Ken Nemeth, Executive Director of the Southern States Energy Board, outlined his support of the integrated path forward, “diversifying our energy resource base in the U.S. will ensure that we have adequate fuel reserves for many generations to come. By capitalizing on innovation and new technologies, we can build a clean, affordable, reliable and secure energy sector.” He ended saying that he was “proud to see West Virginia leading the way.”
Peni Adams, Director of McDowell County Economic Development Authority, said that “an integrated path forward is a win-win for all forms of energy, not just solar.” She went on to note that “the reports proposed Integrated Energy Parks may very well define the future of Southern West Virginia.”
Roger Ford, one of the principle founders of Sustainable Pike County, stated that “as a republican and outspoken supporter of fossil fuels, this report signifies what I believe to be an exciting opportunity not only for West Virginia but my home state, Kentucky.”
Job Creation and Tax Revenue
The first step in assessing job output from each potential IEP required a baseline density of natural gas wells within a reasonable distance from the site – 5 miles.

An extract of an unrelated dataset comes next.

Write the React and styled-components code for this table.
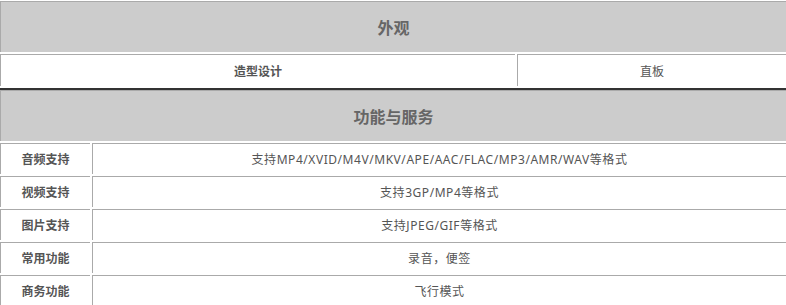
import React from 'react'
import styled, { createGlobalStyle } from 'styled-components'

const GlobalStyle = createGlobalStyle`
  body {
    margin: 0;
    background: #ffffff;
    font-family: "Noto Sans", "Noto Sans CJK SC", sans-serif;
  }
`

const Page = styled.div`
  width: 786px;
  padding-top: 1px;
`

const Section = styled.div`
  display: grid;
  grid-template-columns: ${p => p.$cols};
  gap: 2px;
  ${p => p.$divider && `
    padding-bottom: 2px;
    border-bottom: 2px solid #333333;
  `}
`

const Cell = styled.div`
  box-sizing: border-box;
  display: flex;
  align-items: center;
  justify-content: center;
  border-top: 1px solid #aaaaaa;
  border-left: 1px solid #aaaaaa;
  height: ${p => p.$h || 31}px;
  font-size: 12px;
  color: #555555;
  white-space: nowrap;
`

const Title = styled(Cell)`
  grid-column: 1 / -1;
  height: 51px;
  background: #cccccc;
  font-size: 16px;
  font-weight: bold;
  color: #666666;
`

const Label = styled(Cell)`
  font-weight: bold;
`

const Value = styled(Cell)`
  letter-spacing: 0.55px;
`

const services = [
  ['音频支持', '支持MP4/XVID/M4V/MKV/APE/AAC/FLAC/MP3/AMR/WAV等格式'],
  ['视频支持', '支持3GP/MP4等格式'],
  ['图片支持', '支持JPEG/GIF等格式'],
  ['常用功能', '录音，便签'],
  ['商务功能', '飞行模式'],
]

const App = () => {
  return (<Page>
    <GlobalStyle />
    <Section $cols='515px 1fr' $divider>
      <Title>外观</Title>
      <Label $h={32}>造型设计</Label>
      <Cell $h={32}>直板</Cell>
    </Section>
    <Section $cols='90px 1fr'>
      <Title>功能与服务</Title>
      {services.map(([name, value]) => (
        <React.Fragment key={name}>
          <Label>{name}</Label>
          <Value>{value}</Value>
        </React.Fragment>
      ))}
    </Section>
  </Page>)
}

export default App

Using natural gas wellhead data from the West Virginia Geologic and Economic Survey’s interactive online maps, an average production for each wellhead was evaluated based upon production between the years 2008 and 2012. Using .KMZ files pinpointing ten “AM active” and “A2 active, reclamation” surface coal mining sites across six West Virginia counties, natural gas wellhead data from the West Virginia Geological and Economic Survey’s interactive maps, and information from the gas generator suppliers, it was determined that around 13 wells on average would be able to supply our 10 MW natural gas facility (see Appendix B in report). Our team found at least 60 active surface mining sites, all of which were in close proximity to over 13 wellheads. Running NREL’s Jobs and Economic Development Impact models for 2 MW of solar capacity and 10 MW of natural gas capacity, the following table displays potential job growth for West Virginia given a full deployment of IEP’s across the state:
Again, this is a conservative estimate of job creation, especially given that these figures only include solar and natural gas deployment, neglecting biomass and smart coal development/research potential on these sites.
As for tax estimates, each integrated energy park would be subject to the West Virginia business and operations (B&O) tax as well as the local property tax. According to data provided by Mark Muchow and Jeff Amburgey of the West Virginia Department of Revenue, as well as being subject to a 6.5 percent corporation net income tax, each 12 MW IEP would be expected to contribute around $54,500 per year in B&O tax. As for property taxes, each IEP would be subject to an average 2.21 percent or 2.85 percent tax on 60 percent of assessed land value, depending on whether the site is located outside of or within a municipality. In total, the IEP model presents large job creation and tax revenue growth for West Virginia.